◆ Given data:
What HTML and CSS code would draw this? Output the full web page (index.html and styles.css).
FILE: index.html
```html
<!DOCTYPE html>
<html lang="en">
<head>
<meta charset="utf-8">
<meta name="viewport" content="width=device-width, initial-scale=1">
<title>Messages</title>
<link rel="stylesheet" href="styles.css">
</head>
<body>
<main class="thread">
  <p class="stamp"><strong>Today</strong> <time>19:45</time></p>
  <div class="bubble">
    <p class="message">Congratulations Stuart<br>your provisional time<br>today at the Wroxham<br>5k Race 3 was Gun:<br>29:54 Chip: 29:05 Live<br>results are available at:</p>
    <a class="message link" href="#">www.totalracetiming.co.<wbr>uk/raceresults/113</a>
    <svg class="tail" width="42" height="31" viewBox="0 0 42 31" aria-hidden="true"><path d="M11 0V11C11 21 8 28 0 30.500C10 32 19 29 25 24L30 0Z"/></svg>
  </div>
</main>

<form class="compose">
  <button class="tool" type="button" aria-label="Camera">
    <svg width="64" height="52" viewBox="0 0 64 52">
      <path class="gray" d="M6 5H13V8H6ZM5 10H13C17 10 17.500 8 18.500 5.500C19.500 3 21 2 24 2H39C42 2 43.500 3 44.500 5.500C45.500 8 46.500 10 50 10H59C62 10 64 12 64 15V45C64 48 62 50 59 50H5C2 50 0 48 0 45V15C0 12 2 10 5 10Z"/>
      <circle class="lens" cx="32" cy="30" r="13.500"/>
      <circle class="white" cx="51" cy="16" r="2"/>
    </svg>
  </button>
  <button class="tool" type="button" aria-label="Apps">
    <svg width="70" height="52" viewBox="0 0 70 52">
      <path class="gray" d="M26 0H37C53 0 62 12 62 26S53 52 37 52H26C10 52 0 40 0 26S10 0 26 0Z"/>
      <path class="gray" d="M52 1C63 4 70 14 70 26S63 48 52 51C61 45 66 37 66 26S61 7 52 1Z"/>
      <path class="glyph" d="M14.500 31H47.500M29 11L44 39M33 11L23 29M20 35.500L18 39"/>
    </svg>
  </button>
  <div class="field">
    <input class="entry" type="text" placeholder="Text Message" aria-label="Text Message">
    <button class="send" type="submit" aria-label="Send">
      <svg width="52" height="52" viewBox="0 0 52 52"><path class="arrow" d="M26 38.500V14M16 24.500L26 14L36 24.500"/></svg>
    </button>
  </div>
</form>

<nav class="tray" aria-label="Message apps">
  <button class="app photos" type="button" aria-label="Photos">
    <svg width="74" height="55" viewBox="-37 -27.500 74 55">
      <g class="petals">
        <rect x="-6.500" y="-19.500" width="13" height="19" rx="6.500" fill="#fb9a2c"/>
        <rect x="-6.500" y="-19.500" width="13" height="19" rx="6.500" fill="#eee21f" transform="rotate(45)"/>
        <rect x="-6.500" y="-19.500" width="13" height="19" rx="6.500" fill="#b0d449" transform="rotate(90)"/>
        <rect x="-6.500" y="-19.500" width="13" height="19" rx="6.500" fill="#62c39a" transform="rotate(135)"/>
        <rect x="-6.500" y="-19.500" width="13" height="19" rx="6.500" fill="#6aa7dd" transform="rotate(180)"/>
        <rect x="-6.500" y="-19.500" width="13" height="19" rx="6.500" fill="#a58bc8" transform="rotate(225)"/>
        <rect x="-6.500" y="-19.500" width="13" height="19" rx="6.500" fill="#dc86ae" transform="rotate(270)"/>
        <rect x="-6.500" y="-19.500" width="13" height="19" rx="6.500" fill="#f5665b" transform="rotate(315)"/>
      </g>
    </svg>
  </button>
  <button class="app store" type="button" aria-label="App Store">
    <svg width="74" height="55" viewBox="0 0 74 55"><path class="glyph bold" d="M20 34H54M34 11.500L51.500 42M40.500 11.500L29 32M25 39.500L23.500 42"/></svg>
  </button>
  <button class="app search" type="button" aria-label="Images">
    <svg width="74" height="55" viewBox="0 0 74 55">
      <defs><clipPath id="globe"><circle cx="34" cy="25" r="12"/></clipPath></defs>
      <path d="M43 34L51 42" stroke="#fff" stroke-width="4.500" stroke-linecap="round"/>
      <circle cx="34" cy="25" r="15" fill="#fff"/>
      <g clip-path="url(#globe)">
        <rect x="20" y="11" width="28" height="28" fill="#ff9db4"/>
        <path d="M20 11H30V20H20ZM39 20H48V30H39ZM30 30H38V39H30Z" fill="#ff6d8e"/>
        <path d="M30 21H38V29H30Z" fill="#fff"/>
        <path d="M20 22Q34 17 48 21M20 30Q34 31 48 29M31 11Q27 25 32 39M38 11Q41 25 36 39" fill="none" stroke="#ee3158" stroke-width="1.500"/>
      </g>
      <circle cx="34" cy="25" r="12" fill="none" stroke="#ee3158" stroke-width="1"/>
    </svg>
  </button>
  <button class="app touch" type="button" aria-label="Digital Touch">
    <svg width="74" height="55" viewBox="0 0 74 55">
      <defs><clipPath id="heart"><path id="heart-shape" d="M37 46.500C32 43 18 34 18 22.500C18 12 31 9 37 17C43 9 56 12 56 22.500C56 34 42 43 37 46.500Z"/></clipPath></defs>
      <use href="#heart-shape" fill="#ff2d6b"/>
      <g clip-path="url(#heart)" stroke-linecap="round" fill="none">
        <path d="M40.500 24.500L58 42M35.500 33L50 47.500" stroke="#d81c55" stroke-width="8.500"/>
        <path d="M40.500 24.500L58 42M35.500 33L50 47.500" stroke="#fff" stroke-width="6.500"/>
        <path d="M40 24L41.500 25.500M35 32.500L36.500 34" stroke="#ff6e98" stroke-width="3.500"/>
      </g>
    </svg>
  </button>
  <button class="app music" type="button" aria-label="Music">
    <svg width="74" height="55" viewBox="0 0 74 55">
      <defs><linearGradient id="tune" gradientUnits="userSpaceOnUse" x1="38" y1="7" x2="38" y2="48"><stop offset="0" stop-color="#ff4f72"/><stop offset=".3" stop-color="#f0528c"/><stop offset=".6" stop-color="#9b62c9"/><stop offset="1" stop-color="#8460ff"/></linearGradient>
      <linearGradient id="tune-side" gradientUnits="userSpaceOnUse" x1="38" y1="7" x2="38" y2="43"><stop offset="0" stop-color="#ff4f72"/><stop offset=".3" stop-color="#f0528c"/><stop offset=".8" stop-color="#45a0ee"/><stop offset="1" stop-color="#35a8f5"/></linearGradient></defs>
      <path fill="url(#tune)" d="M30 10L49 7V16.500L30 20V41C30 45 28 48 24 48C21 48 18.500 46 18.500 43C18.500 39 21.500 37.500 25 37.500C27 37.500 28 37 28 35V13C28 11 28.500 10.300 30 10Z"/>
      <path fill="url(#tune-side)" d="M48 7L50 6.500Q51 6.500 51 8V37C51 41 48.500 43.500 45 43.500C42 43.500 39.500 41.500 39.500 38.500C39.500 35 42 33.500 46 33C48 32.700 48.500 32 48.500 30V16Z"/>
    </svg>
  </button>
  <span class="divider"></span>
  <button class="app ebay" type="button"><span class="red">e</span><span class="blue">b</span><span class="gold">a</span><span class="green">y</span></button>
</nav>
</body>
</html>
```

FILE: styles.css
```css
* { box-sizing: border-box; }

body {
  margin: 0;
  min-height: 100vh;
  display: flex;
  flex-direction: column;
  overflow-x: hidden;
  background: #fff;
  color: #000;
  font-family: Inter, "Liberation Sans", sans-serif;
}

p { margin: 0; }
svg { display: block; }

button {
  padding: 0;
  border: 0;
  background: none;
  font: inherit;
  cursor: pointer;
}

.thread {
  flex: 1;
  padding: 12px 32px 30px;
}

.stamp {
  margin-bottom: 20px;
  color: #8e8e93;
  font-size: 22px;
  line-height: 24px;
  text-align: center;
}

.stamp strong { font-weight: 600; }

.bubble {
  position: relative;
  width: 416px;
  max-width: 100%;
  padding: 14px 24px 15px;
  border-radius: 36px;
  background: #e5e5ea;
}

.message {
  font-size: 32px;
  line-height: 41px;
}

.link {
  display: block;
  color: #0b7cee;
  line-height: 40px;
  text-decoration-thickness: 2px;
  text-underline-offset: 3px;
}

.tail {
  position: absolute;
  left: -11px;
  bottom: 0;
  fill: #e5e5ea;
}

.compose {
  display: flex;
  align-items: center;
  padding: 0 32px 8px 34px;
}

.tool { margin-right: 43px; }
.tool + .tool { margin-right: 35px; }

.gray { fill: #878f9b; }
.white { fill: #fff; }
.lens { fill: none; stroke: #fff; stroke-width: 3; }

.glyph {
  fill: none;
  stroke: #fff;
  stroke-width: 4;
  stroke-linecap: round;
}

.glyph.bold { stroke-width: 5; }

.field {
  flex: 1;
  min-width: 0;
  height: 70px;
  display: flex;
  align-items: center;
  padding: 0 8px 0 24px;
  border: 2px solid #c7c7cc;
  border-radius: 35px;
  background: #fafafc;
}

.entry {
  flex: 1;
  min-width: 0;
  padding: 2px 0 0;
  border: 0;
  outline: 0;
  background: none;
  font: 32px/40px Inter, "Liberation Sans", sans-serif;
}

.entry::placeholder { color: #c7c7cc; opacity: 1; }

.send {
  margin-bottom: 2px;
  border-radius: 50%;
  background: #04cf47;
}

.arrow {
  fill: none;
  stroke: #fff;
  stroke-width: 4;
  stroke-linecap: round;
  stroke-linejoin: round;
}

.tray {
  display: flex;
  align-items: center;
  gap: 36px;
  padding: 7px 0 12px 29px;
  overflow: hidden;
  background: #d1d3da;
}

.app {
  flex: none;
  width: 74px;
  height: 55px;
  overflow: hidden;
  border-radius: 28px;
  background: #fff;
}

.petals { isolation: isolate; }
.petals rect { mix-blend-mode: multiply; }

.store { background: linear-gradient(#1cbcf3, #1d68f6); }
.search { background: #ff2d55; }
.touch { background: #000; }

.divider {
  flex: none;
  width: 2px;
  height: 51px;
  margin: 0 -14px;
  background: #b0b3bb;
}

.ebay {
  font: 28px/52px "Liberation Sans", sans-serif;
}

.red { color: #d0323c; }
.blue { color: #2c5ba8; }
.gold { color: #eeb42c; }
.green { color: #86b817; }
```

...

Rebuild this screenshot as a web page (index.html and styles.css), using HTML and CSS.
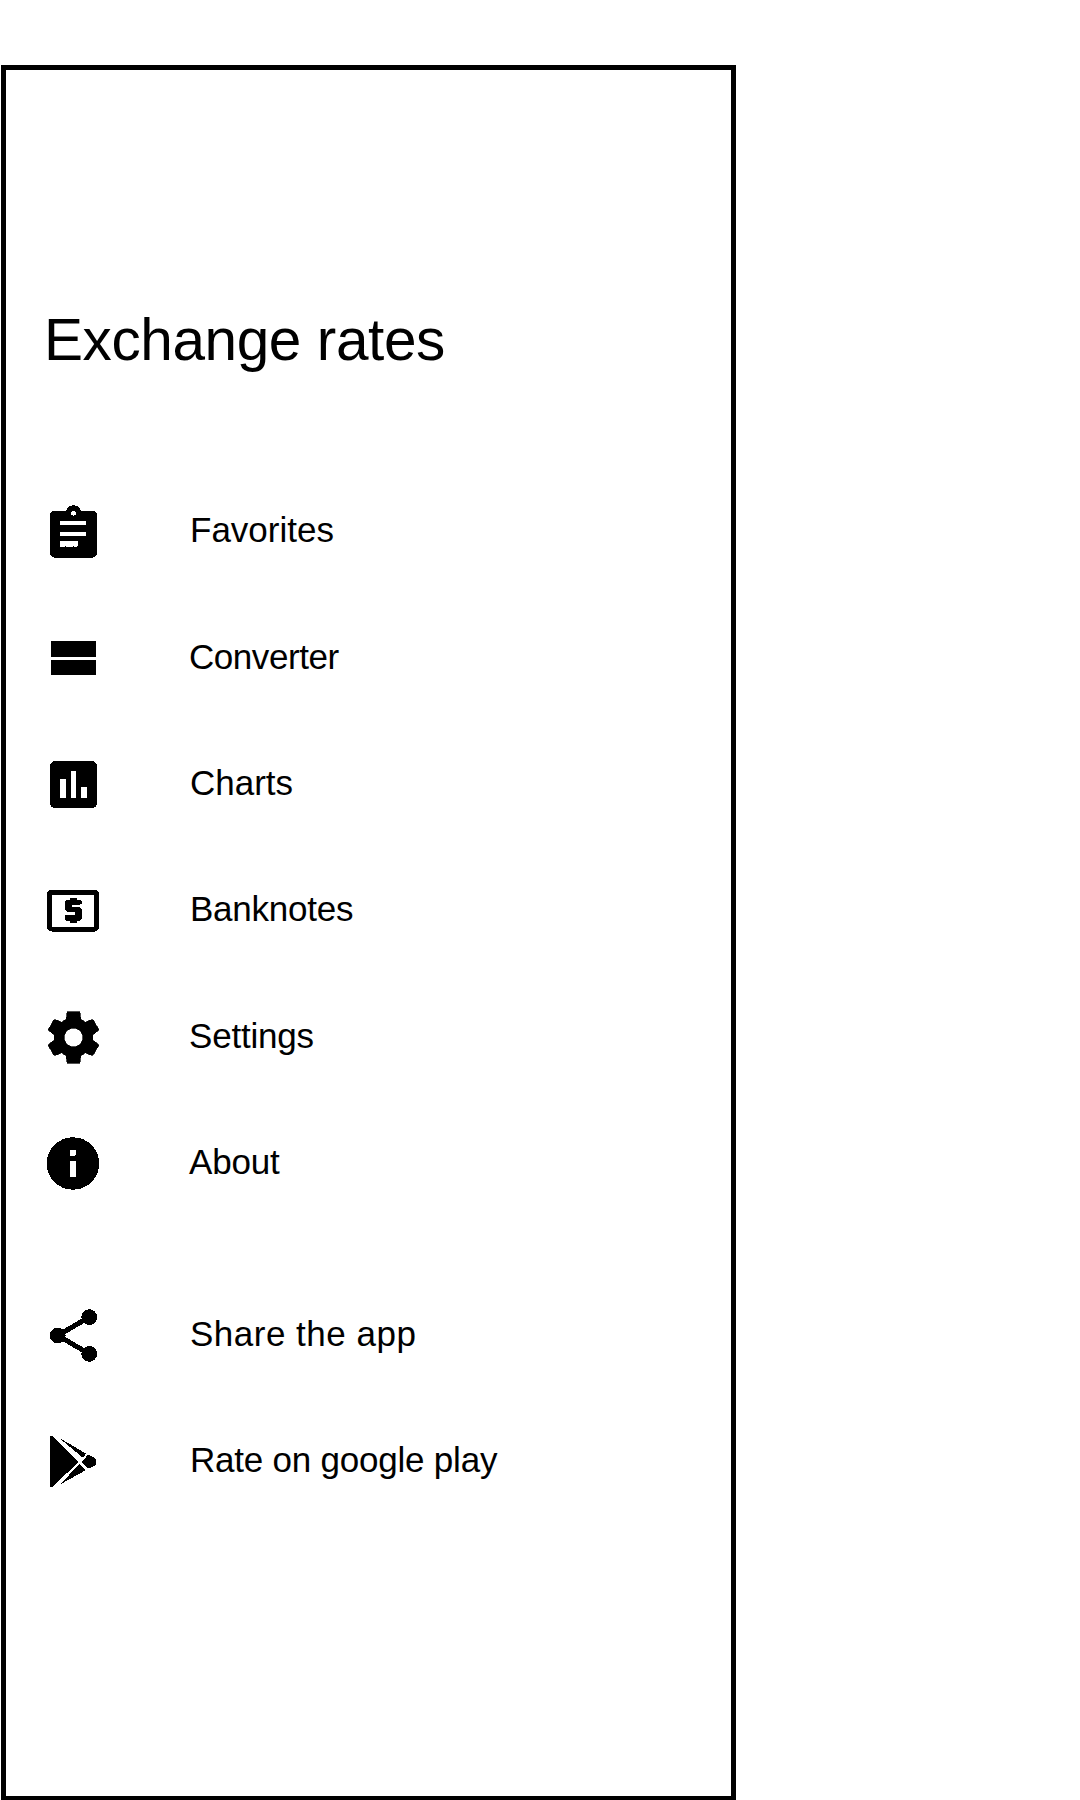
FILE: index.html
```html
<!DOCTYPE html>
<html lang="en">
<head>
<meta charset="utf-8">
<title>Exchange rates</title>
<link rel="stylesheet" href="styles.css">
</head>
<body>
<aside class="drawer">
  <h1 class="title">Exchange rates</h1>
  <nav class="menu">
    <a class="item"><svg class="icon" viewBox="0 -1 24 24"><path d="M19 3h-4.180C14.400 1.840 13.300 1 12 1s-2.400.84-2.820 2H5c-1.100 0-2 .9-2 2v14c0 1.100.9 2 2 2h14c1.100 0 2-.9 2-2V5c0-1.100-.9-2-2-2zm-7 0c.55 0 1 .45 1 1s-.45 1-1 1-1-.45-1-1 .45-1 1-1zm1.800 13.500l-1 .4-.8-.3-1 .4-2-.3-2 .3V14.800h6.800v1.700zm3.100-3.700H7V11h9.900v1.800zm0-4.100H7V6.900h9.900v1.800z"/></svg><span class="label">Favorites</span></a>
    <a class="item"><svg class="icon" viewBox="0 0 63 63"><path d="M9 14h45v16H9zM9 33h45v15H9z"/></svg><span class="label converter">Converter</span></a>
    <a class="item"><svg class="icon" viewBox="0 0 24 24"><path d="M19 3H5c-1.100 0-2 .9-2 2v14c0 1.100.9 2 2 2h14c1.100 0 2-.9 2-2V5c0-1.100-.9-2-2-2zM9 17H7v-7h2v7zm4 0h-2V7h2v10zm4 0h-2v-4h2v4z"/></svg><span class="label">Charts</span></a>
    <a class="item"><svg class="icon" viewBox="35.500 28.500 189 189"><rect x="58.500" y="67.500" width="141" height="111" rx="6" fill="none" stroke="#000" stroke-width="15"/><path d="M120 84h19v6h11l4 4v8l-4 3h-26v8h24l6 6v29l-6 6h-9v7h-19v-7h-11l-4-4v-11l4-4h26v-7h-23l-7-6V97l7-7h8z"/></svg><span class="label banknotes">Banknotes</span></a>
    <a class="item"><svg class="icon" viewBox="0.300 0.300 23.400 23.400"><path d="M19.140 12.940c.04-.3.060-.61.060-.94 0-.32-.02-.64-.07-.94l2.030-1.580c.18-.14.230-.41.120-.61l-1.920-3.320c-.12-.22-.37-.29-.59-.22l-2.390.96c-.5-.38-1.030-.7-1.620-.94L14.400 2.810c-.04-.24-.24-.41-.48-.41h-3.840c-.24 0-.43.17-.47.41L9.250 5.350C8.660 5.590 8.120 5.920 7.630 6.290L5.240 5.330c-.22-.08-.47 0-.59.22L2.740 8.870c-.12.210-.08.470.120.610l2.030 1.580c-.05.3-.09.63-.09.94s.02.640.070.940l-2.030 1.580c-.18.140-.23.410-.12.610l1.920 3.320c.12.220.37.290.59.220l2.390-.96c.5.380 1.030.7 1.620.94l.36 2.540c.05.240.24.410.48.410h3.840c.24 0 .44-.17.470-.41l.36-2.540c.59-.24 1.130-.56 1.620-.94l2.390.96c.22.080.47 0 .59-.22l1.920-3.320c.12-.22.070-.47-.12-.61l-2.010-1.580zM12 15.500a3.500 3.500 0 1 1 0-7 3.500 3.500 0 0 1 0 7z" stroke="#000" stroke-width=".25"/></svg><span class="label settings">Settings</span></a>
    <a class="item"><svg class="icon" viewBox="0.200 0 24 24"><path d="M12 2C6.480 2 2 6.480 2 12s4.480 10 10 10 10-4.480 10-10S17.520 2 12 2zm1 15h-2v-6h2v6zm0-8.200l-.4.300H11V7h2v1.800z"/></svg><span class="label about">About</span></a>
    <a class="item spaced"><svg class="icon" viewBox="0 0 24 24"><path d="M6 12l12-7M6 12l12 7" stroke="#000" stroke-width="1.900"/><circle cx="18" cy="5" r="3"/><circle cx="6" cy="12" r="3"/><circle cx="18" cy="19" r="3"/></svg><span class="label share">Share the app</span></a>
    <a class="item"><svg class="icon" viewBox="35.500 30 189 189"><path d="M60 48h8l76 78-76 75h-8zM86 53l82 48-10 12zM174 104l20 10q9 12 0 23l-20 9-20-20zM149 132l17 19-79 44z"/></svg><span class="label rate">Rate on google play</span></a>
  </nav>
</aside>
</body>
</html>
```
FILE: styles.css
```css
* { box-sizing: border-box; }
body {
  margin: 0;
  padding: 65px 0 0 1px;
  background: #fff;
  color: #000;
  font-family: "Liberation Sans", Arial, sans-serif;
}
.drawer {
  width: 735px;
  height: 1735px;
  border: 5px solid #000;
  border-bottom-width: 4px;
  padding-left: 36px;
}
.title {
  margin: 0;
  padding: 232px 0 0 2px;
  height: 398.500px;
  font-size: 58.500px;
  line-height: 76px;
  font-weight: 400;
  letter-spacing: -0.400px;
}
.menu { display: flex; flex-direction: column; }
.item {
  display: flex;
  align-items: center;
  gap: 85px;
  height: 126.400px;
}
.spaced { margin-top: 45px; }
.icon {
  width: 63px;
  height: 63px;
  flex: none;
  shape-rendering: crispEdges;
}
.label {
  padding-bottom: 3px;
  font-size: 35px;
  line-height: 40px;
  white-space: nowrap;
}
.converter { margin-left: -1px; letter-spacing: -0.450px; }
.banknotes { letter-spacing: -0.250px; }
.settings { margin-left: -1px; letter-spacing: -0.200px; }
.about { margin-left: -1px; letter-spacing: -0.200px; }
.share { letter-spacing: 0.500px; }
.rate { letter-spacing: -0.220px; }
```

◆ Task to carry out: Of the lines above, how many contain the string "index"? Only the number is required.

◆ Exercise answer: 4